WHAT IS ASKED:
Identify each line below that contains the word "this", and copy it out.

GIVEN INFORMATION:
________________________________________
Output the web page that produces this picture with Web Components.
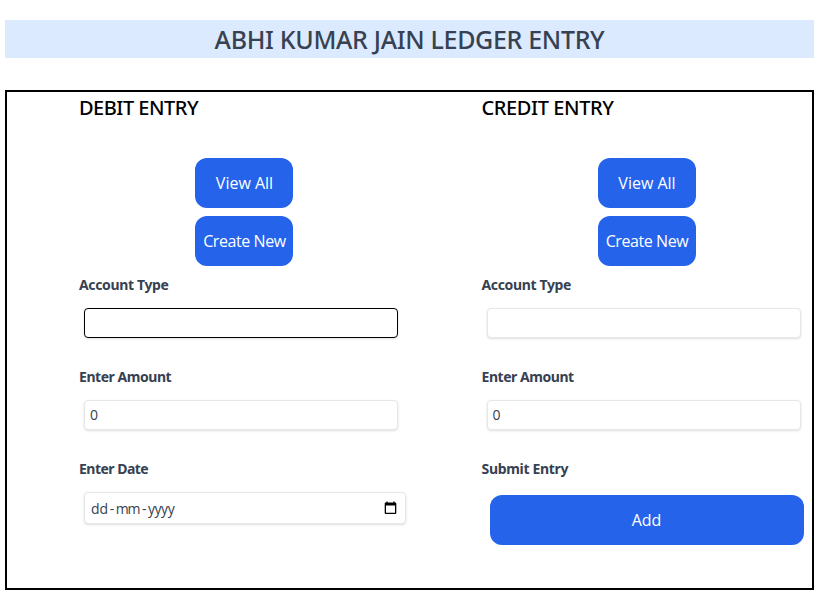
<!DOCTYPE html>
<html lang="en">
<head>
<meta charset="utf-8">
<title>Ledger Entry</title>
<style>
body { margin: 0; background: #fff; font-family: "Open Sans", "Noto Sans", sans-serif; }
</style>
</head>
<body>
<ledger-page></ledger-page>
<script>
const define = (name, html, setup) => {
  const template = document.createElement('template');
  template.innerHTML = html;
  customElements.define(name, class extends HTMLElement {
    connectedCallback() {
      if (this.shadowRoot) return;
      this.attachShadow({ mode: 'open' }).append(template.content.cloneNode(true));
      if (setup) setup(this, this.shadowRoot);
    }
  });
};

define('ledger-title', `<style>
  :host { display: block; height: 38px; line-height: 38px; background: #dbeafe; color: #374151;
    font-family: "Noto Sans", sans-serif; font-size: 25px; font-weight: 500; letter-spacing: -0.32px; text-align: center; }
</style><slot></slot>`);

define('entry-column', `<style>
  :host { display: flex; flex-direction: column; flex: 1 1 0; min-width: 0; box-sizing: border-box; padding-left: 72px; }
  h2 { margin: 0 0 36px; height: 30px; line-height: 32px; color: #000; white-space: nowrap;
    font-family: "Noto Sans", sans-serif; font-size: 20px; font-weight: 500; letter-spacing: var(--heading-spacing, -0.45px); }
  nav { display: flex; flex-direction: column; gap: 8px; width: 98px; margin: 0 0 9px 116px; }
</style><h2><slot name="heading"></slot></h2><nav><slot name="actions"></slot></nav><slot></slot>`);

define('action-button', `<style>
  :host { display: block; }
  button { display: block; width: 100%; height: 50px; padding: 0 0 0 var(--shift, 1px); border: 0; border-radius: 12px; background: #2563eb;
    color: #fff; font: 400 16px/50px "Open Sans", sans-serif; letter-spacing: var(--spacing, 0); white-space: nowrap; }
</style><button><slot></slot></button>`);

define('form-field', `<style>
  :host { display: block; height: 92px; }
  label { display: block; height: 20px; margin-bottom: 13px; line-height: 19px; color: #374151;
    font-family: "Noto Sans", sans-serif; font-size: 14px; font-weight: 700; letter-spacing: var(--label-spacing, -0.35px); }
</style><label></label><slot></slot>`,
  (host, root) => { root.querySelector('label').textContent = host.getAttribute('label'); });

define('text-box', `<style>
  :host { display: flex; align-items: center; justify-content: space-between; box-sizing: border-box;
    width: 314px; height: 30px; margin-left: 5px; padding: 0 5px; border: 1px solid #e5e7eb; border-radius: 4px;
    background: #fff; color: #374151; font-size: 14px; line-height: 28px;
    box-shadow: 0 1px 3px rgba(0,0,0,.1), 0 1px 2px -1px rgba(0,0,0,.1); }
  :host([active]) { border-color: #000; }
  :host([date]) { width: 322px; height: 32px; padding: 0 8px 0 6px; }
</style><slot></slot>`);

define('date-hint', `<style>
  :host { display: flex; gap: 1.5px; height: 30px; line-height: 31px; }
  .month { letter-spacing: -1px; margin-right: 1px; }
  .year { letter-spacing: -.5px; }
</style><span>dd</span><span>-</span><span class="month">mm</span><span>-</span><span class="year">yyyy</span>`);

define('calendar-icon', `<style>:host { display: block; width: 13px; height: 14px; } svg { display: block; }</style>
<svg width="13" height="14" viewBox="0 0 13 14">
  <path fill="#000" d="M2.4 .5h1.3v1H9.3v-1h1.3v1H11.300q1 0 1 1v9.500q0 1-1 1H1.700q-1 0-1-1V2.500q0-1 1-1h.7zM2 4.500v7.300h9V4.500z"/>
</svg>`);

define('ledger-page', `<style>
  :host { display: block; box-sizing: border-box; width: 820px; height: 599px; padding: 20px 6px 9px 5px; overflow: hidden; }
  main { display: flex; box-sizing: border-box; height: 500px; margin-top: 32px; border: 2px solid #000; }
  .submit { --shift: 0; margin: 16px 0 0 8px; width: 314px; }
  .wide { --spacing: -0.42px; }
</style>
<ledger-title>ABHI KUMAR JAIN LEDGER ENTRY</ledger-title>
<main>
  <entry-column style="--heading-spacing:-.5px">
    <span slot="heading">DEBIT ENTRY</span>
    <action-button slot="actions">View All</action-button>
    <action-button slot="actions" class="wide">Create New</action-button>
    <form-field label="Account Type"><text-box active></text-box></form-field>
    <form-field label="Enter Amount" style="--label-spacing:-.45px"><text-box>0</text-box></form-field>
    <form-field label="Enter Date" style="--label-spacing:-.52px"><text-box date><date-hint></date-hint><calendar-icon></calendar-icon></text-box></form-field>
  </entry-column>
  <entry-column style="--heading-spacing:-.4px">
    <span slot="heading">CREDIT ENTRY</span>
    <action-button slot="actions">View All</action-button>
    <action-button slot="actions" class="wide">Create New</action-button>
    <form-field label="Account Type"><text-box></text-box></form-field>
    <form-field label="Enter Amount" style="--label-spacing:-.45px"><text-box>0</text-box></form-field>
    <form-field label="Submit Entry" style="--label-spacing:-.32px"><action-button class="submit">Add</action-button></form-field>
  </entry-column>
</main>`);
</script>
</body>
</html>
________________________________________
FINAL ANSWER:
Output the web page that produces this picture with Web Components.
      if (this.shadowRoot) return;
      this.attachShadow({ mode: 'open' }).append(template.content.cloneNode(true));
      if (setup) setup(this, this.shadowRoot);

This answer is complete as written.